I’ve also seen how creative we can be at thinking around certain problems, particularly when we work together. Over dinner, I listened quietly as the Directors of two organisations, realising they could help each other overcome a mutual problem, worked to overturn every obstacle that arose.
Which is why one thing has been bugging me a lot recently. Why does the ability to think in a creative, entrepreneurial way often abandon us when it comes to fundraising? Why do we stop being able to think around challenges and instead see them as impenetrable walls that we can’t see a way past? Why do our creative juices run dry when it comes to thinking about the financial side of our work, rather than just the artistic?
Is it because we are scared to try something different? Is it that we don’t feel fundraising is the place to be creative? Is it that we don’t have the time or the resource to commit to thinking creatively? Is it that we don’t involve other creative members of our teams when we are planning? Is it just that we become lazy? Is it a mixture of all of the above?
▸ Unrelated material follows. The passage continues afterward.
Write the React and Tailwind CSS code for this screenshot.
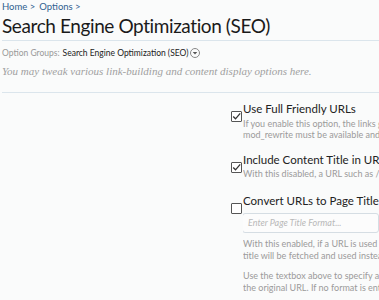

I will be the first to confess I have been guilty of this more than once – writing this my thoughts are dogged by the times I let the perceived challenges and barriers stop me from trying something new. And while there is something to be said for listening to your gut feeling there is a lot more to be said for thinking strategically about potential challenges and finding creative ways to overcome them.
I don’t know why this “fundraiser’s block” affects us. What I do know is that thinking creatively can help us see the impossible challenge as an exciting new opportunity. Thinking creatively can help us increase awareness of our need to fundraise – the first step on a donor journey. Thinking creatively can help us find interesting ways to engage donors, matching their needs and motivations to our organisation. Thinking creatively can help us find that simple yet effective way to show our donors how special they are and how much we care.
That is not to say there aren’t creative things happening out there. SOFII (Showcase of Fundraising Innovation and Inspiration) often share stories of creative ideas that have changed the face of fundraising. They even run an annual event called “I Wish I’d Thought of That”. One of my favourite examples to come out of that was this example from Portugese Red Cross. Perhaps we need a similar event for the arts – if we had one, which examples would you bring? (That’s not a rhetorical question, send me a message with your favourite examples using the details below.)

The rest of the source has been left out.